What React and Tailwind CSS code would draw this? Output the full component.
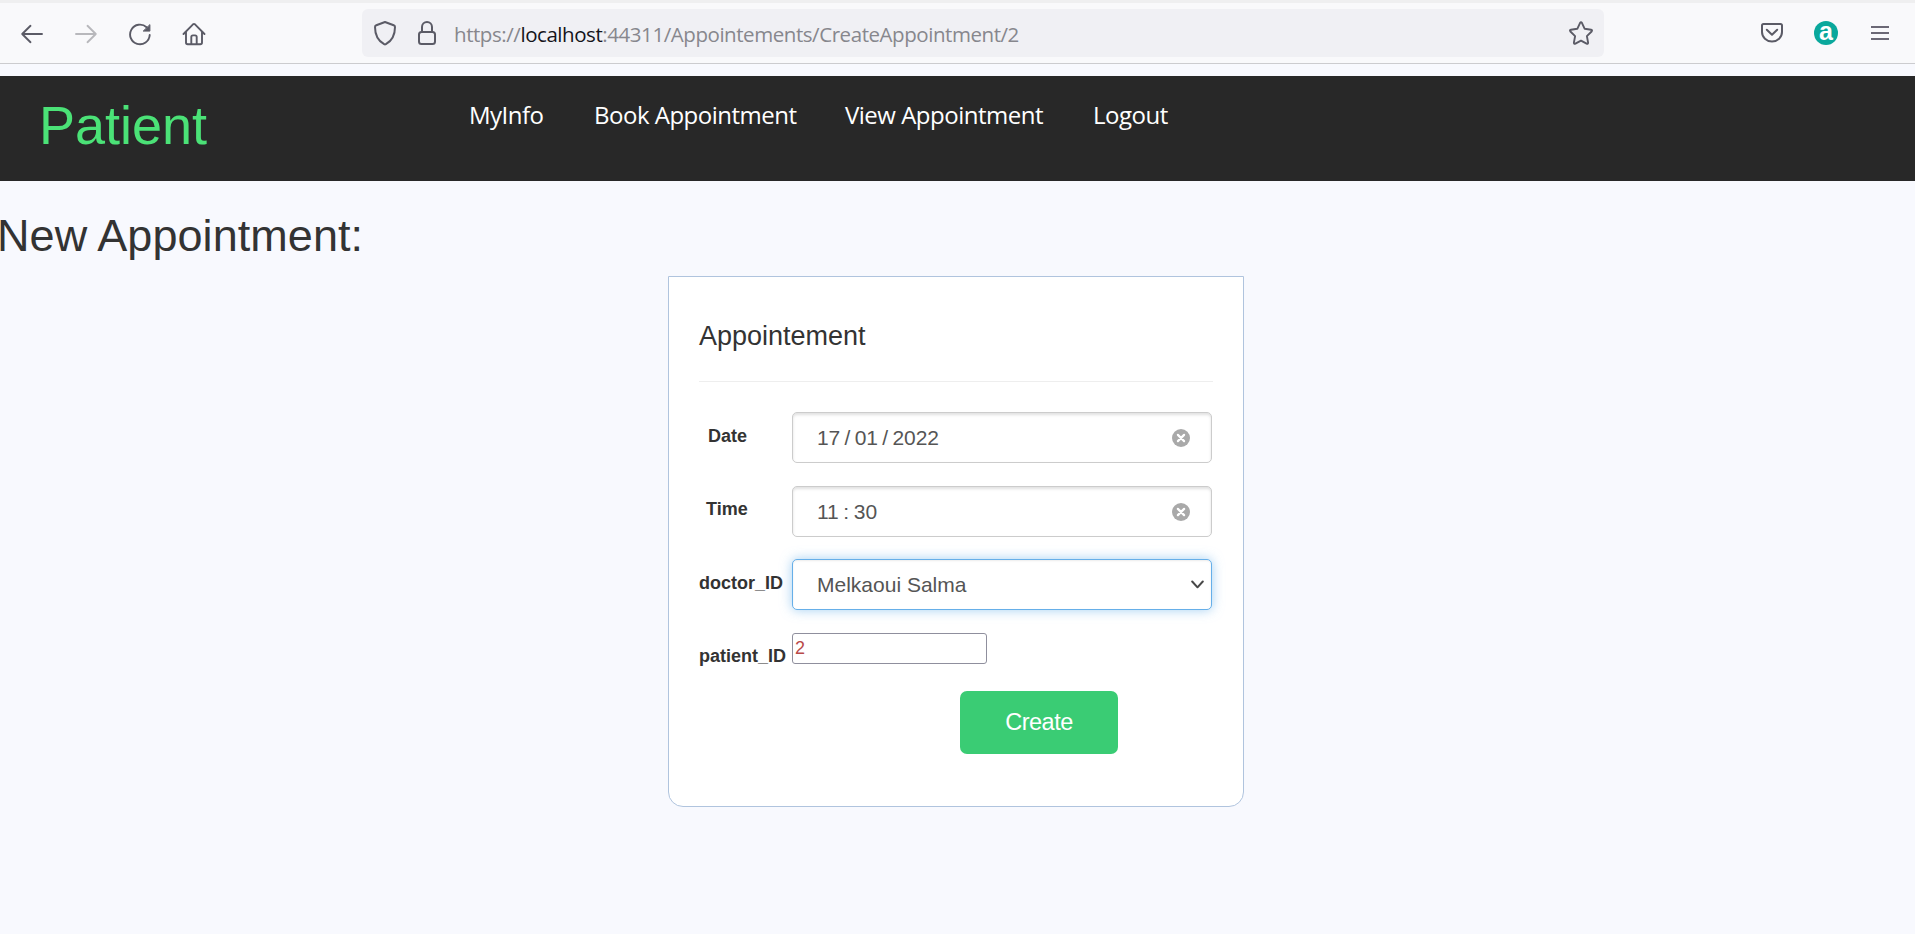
const stroke = {
  fill: "none",
  stroke: "#5b5b66",
  strokeWidth: 1.9,
  strokeLinecap: "round",
  strokeLinejoin: "round",
};

function Back() {
  return (
    <svg width="24" height="24" viewBox="0 0 24 24" {...stroke}>
      <path d="M22 12H2.2M10.500 3.800L2.200 12l8.300 8.200" />
    </svg>
  );
}

function Forward() {
  return (
    <svg width="24" height="24" viewBox="0 0 24 24" {...stroke} stroke="#b8b8bc">
      <path d="M2 12h19.800M13.500 3.800L21.800 12l-8.300 8.200" />
    </svg>
  );
}

function Reload() {
  return (
    <svg width="24" height="24" viewBox="0 0 24 24" {...stroke}>
      <path d="M21.700 13A9.800 9.800 0 1 1 18.600 5.300" />
      <path d="M21.900 3v6.100h-6.300z" fill="#5b5b66" strokeWidth="1" />
    </svg>
  );
}

function Home() {
  return (
    <svg width="24" height="24" viewBox="0 0 24 24" {...stroke}>
      <path d="M1.500 12L11 2.300q1-.8 2 0L22.500 12M4 10v10.500q0 1.700 1.700 1.700h12.600q1.700 0 1.700-1.700V10M9.300 22v-7q0-1.600 1.600-1.600h2.200q1.600 0 1.600 1.600v7" />
    </svg>
  );
}

function Shield() {
  return (
    <svg width="24" height="26" viewBox="0 0 24 26" {...stroke} strokeWidth="2">
      <path d="M12 2L20.700 5.200Q22 5.700 22 7C22 15 18.500 21 12.900 24.200q-.9.500-1.800 0C5.500 21 2 15 2 7Q2 5.700 3.300 5.200z" />
    </svg>
  );
}

function Lock() {
  return (
    <svg width="20" height="26" viewBox="0 0 20 26" {...stroke} strokeWidth="2">
      <rect x="2" y="12" width="16" height="12" rx="2.500" />
      <path d="M5 12V7a5 5 0 0 1 10 0v5" />
    </svg>
  );
}

function Star() {
  return (
    <svg width="26" height="26" viewBox="0 0 26 26" {...stroke}>
      <path d="M12.100 2.800q.9-1.400 1.800 0L16.700 8.800l6.400.9q1.600.4.500 1.800l-4.700 4.600 1.200 6.500q0 1.700-1.500 1.100L13 20.600l-5.600 3.100q-1.500.6-1.500-1.100l1.200-6.500-4.700-4.600q-1.100-1.400.5-1.800l6.400-.9z" />
    </svg>
  );
}

function Pocket() {
  return (
    <svg width="24" height="22" viewBox="0 0 24 22" {...stroke} strokeWidth="2">
      <path d="M3.500 2h17q1.500 0 1.500 1.500V10a10 9.500 0 0 1-20 0V3.500Q2 2 3.500 2z" />
      <path d="M6.800 7.700L12 12.800l5.200-5.100" />
    </svg>
  );
}

function Clear() {
  return (
    <svg width="18" height="18" viewBox="0 0 18 18">
      <circle cx="9" cy="9" r="9" fill="#a9a9a9" />
      <path d="M5.900 5.900l6.200 6.200M12.100 5.900l-6.200 6.200" stroke="#fff" strokeWidth="2.200" strokeLinecap="round" />
    </svg>
  );
}

function Toolbar() {
  return (
    <div className="h-16 border-t-[3px] border-b border-t-[#efeff0] border-b-[#cccccf] bg-[#f9f9fb] flex items-start">
      <div className="flex w-[362px] shrink-0 gap-[30px] pl-5 pt-[19px]">
        <Back />
        <Forward />
        <Reload />
        <Home />
      </div>
      <div className="mt-[6px] flex h-12 w-[1242px] shrink-0 items-center rounded-[6px] bg-[#f0f0f4] pl-[11px] pr-[10px]">
        <Shield />
        <span className="ml-[20px]"><Lock /></span>
        <p className="ml-[17px] mt-[2px] flex-1 whitespace-nowrap font-['Open_Sans',sans-serif] text-[20.500px] leading-[28px] tracking-[-0.440px] text-[#87878d]">
          https://<span className="text-[#15141a]">localhost</span>:44311/Appointements/CreateAppointment/2
        </p>
        <Star />
      </div>
      <div className="flex flex-1 items-center pl-[156px] pt-[18px]">
        <Pocket />
        <span className="ml-[30px] flex h-6 w-6 items-center justify-center rounded-full bg-[#0aa89c] pb-[4px] font-['Liberation_Sans',sans-serif] text-[25px] font-bold leading-none text-white">
          a
        </span>
        <div className="ml-[33px] flex flex-col gap-[4px]">
          <i className="h-[2px] w-[18px] bg-[#6b6875]" />
          <i className="h-[2px] w-[18px] bg-[#6b6875]" />
          <i className="h-[2px] w-[18px] bg-[#6b6875]" />
        </div>
      </div>
    </div>
  );
}

function Header() {
  return (
    <header className="mt-3 flex h-[105px] items-start bg-[#282828]">
      <div className="w-[469px] pl-[39px] pt-[18px] text-[54px] leading-[62px] text-[#4be277]">Patient</div>
      <nav className="flex pt-[23px] font-['Open_Sans',sans-serif] text-[24px] leading-[32px] tracking-[-0.500px] text-white">
        <a className="w-[125px] whitespace-nowrap">MyInfo</a>
        <a className="w-[251px] whitespace-nowrap">Book Appointment</a>
        <a className="w-[248px] whitespace-nowrap">View Appointment</a>
        <a className="whitespace-nowrap">Logout</a>
      </nav>
    </header>
  );
}

const field =
  "flex h-[51px] w-[420px] items-center rounded-[5px] border bg-white pl-6 text-[21px] text-[#555]";

function Row({ label, labelClass, children }) {
  return (
    <div className="flex">
      <label className={"w-[93px] shrink-0 whitespace-nowrap text-[18px] font-bold leading-[20px] text-[#333] " + labelClass}>
        {label}
      </label>
      {children}
    </div>
  );
}

export default function App() {
  return (
    <div className="h-[934px] w-[1915px] overflow-hidden bg-[#f8f9fe] font-['Liberation_Sans',Arial,sans-serif]">
      <Toolbar />
      <Header />
      <h1 className="-ml-[3px] mt-[29px] text-[45px] leading-[52px] tracking-[0.060px] text-[#333]">New Appointment:</h1>
      <main className="ml-[668px] mt-[14px] h-[531px] w-[576px] rounded-b-[15px] border border-[#b0c4de] bg-white pl-[30px] pr-[30px]">
        <h4 className="pt-[43px] text-[27px] leading-[32px] text-[#333]">Appointement</h4>
        <hr className="mt-[29px] border-[#eee]" />
        <div className="mt-[30px] flex flex-col">
          <Row label="Date" labelClass="pl-[9px] pt-[14px]">
            <div className={field + " justify-between border-[#ccc] pr-[21px] shadow-[inset_0_2px_3px_rgba(0,0,0,0.12)]"}>
              <span className="tracking-[-0.100px] [word-spacing:-1.300px]">17 / 01 / 2022</span>
              <Clear />
            </div>
          </Row>
          <div className="h-[23px]" />
          <Row label="Time" labelClass="pl-[7px] pt-[13px]">
            <div className={field + " justify-between border-[#ccc] pr-[21px] shadow-[inset_0_2px_3px_rgba(0,0,0,0.12)]"}>
              <span className="[word-spacing:-1.300px]">11 : 30</span>
              <Clear />
            </div>
          </Row>
          <div className="h-[22px]" />
          <Row label="doctor_ID" labelClass="pt-[14px]">
            <div className={field + " justify-between border-[#66afe9] pr-[7px] shadow-[inset_0_1px_2px_rgba(0,0,0,0.075),0_0_12px_rgba(102,175,233,0.6)]"}>
              <span>Melkaoui Salma</span>
              <svg width="13" height="9" viewBox="0 0 13 9" fill="none" stroke="#484848" strokeWidth="2" strokeLinecap="round" strokeLinejoin="round">
                <path d="M1.200 1.500l5.300 5.800 5.300-5.800" />
              </svg>
            </div>
          </Row>
          <div className="h-[23px]" />
          <Row label="patient_ID" labelClass="pt-[13px]">
            <div className="flex h-[31px] w-[195px] items-center rounded-[3px] border border-[#8f8f9d] bg-white pl-[2px] text-[18px] text-[#b94a48]">
              2
            </div>
          </Row>
        </div>
        <button className="ml-[261px] mt-[25px] flex h-[63px] w-[158px] items-center justify-center rounded-[7px] bg-[#3acc74] text-[23.500px] tracking-[-0.500px] text-white">
          Create
        </button>
      </main>
    </div>
  );
}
═══
Each line in the listing above that contains "full" should be copied.

# THE RESPONSE
What React and Tailwind CSS code would draw this? Output the full component.
        <span className="ml-[30px] flex h-6 w-6 items-center justify-center rounded-full bg-[#0aa89c] pb-[4px] font-['Liberation_Sans',sans-serif] text-[25px] font-bold leading-none text-white">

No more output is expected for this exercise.